Rae’s home life reinforces why she struggles to receive care. She is managing her father’s health monitoring, supporting sisters, soothing a best friend, and still trying to hold her own life together.

She feeds her cat, works on miniatures, bakes for coworkers, and responds to constant demands. Care is her default mode, so accepting care feels unfamiliar and sometimes threatening.

Grant’s softer actions—making her coffee, buying a footrest, quietly handling laundry—are significant because they meet her where she lives: in small practical help rather than speeches. This tenderness unsettles Rae precisely because it is not a performance; it suggests she does not have to earn care through usefulness.

The theme widens into chosen family through the ensemble: Samantha, the sisters, Dorothy’s strange but loyal workplace culture, and eventually the full-house Thanksgiving epilogue. Even the dad’s unexpected romance adds a layer: care does not have to shrink with age or illness; it can expand into new companionship.
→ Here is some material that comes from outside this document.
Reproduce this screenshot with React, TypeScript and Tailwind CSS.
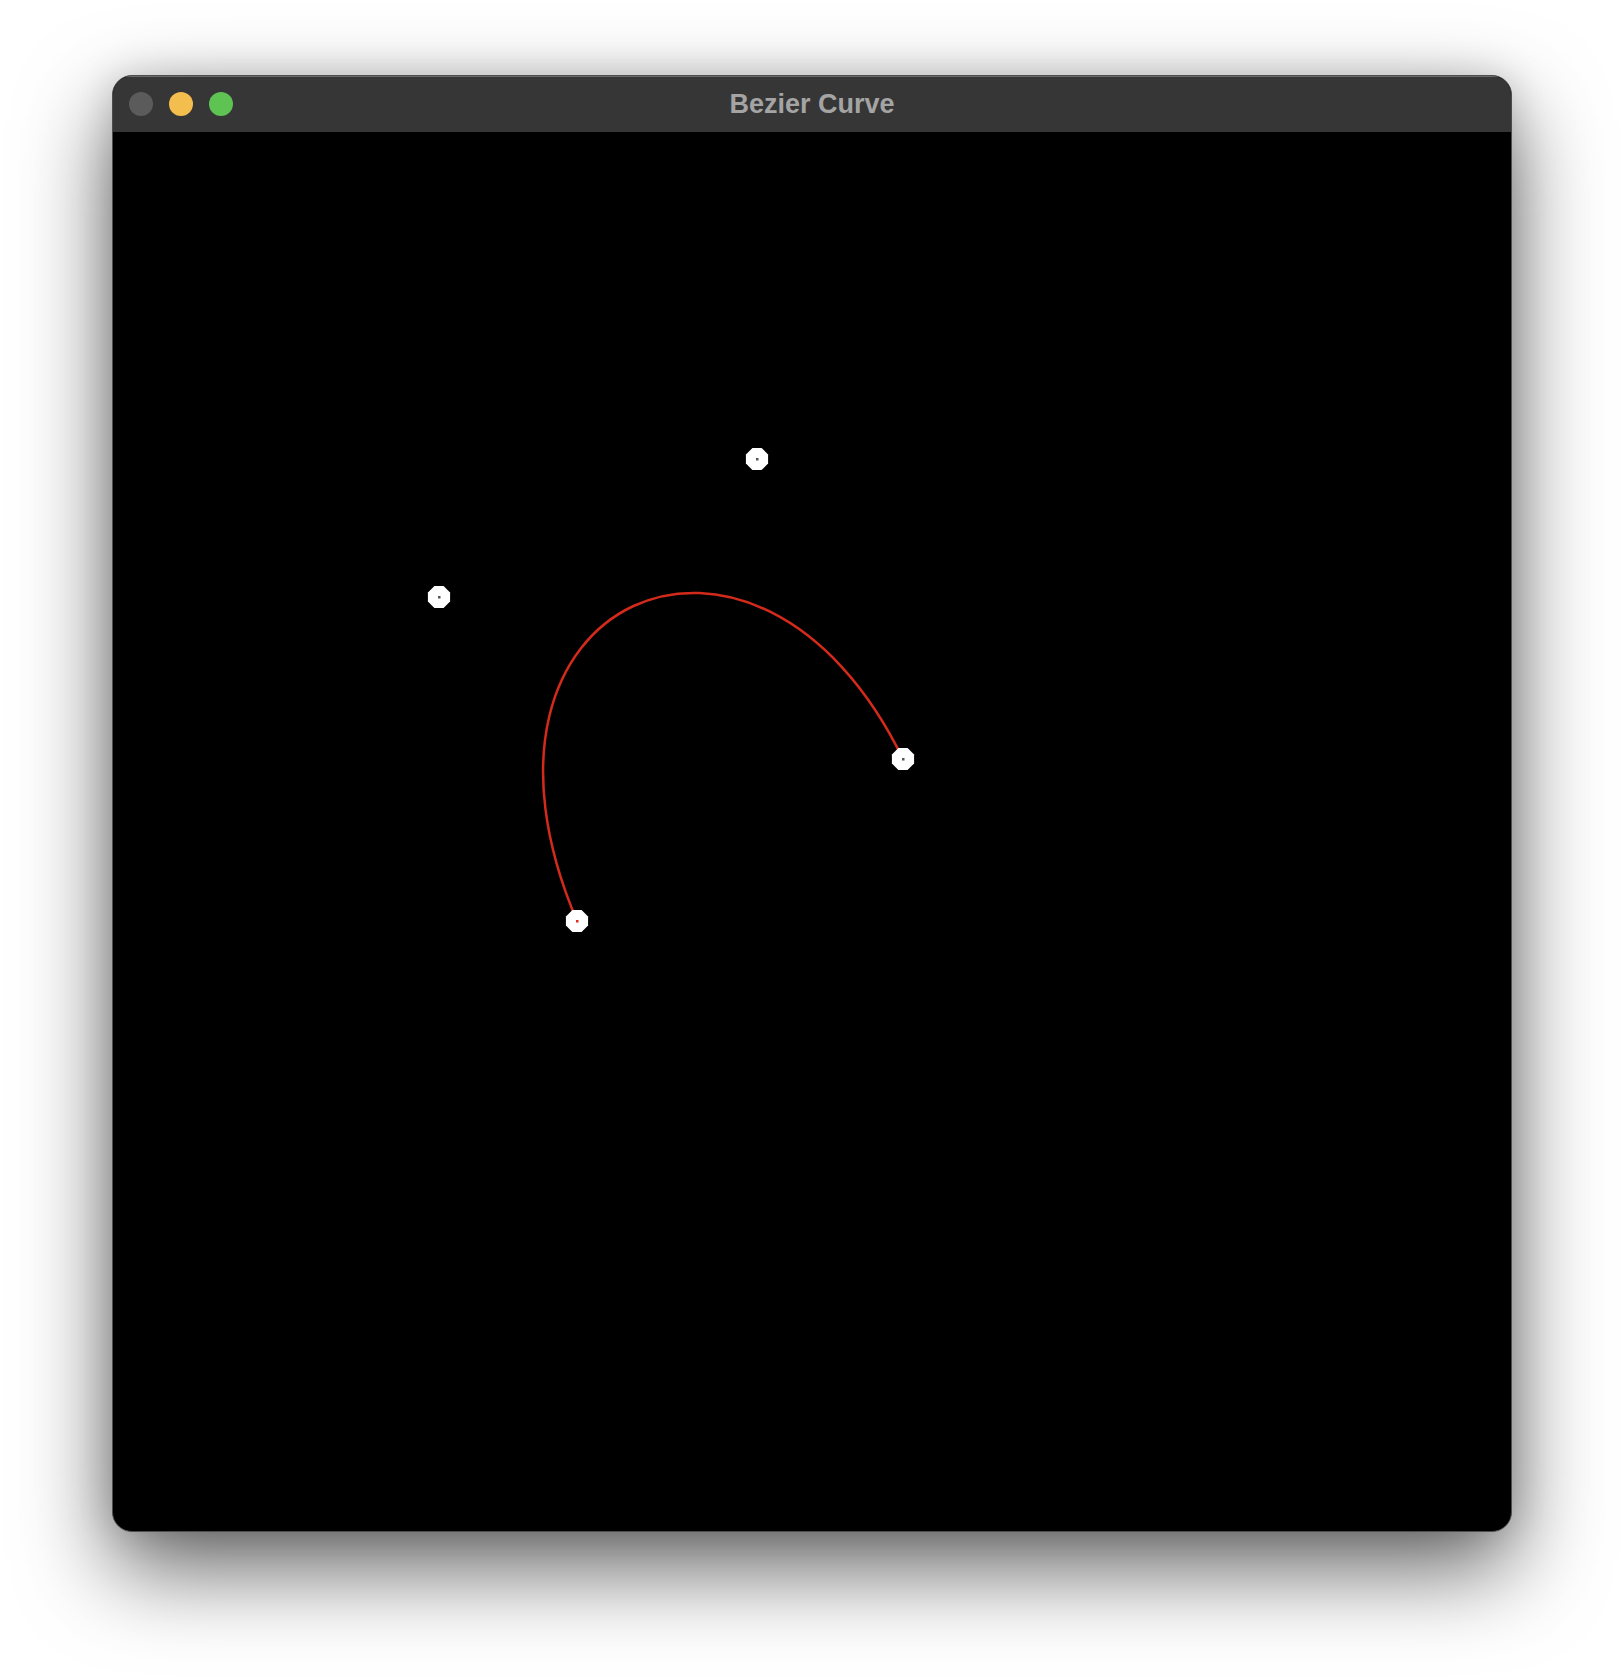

When Rae finally admits she cannot carry everyone’s burdens alone, it is not framed as failure. It is framed as the moment she joins the mutual-care system instead of operating as a one-person support staff.

The final domestic rhythm—friends, pets, messy gatherings—signals that stability is not silence or perfect order. Stability is a network where people show up, tell the truth, repair harm, and keep choosing each other in practical ways.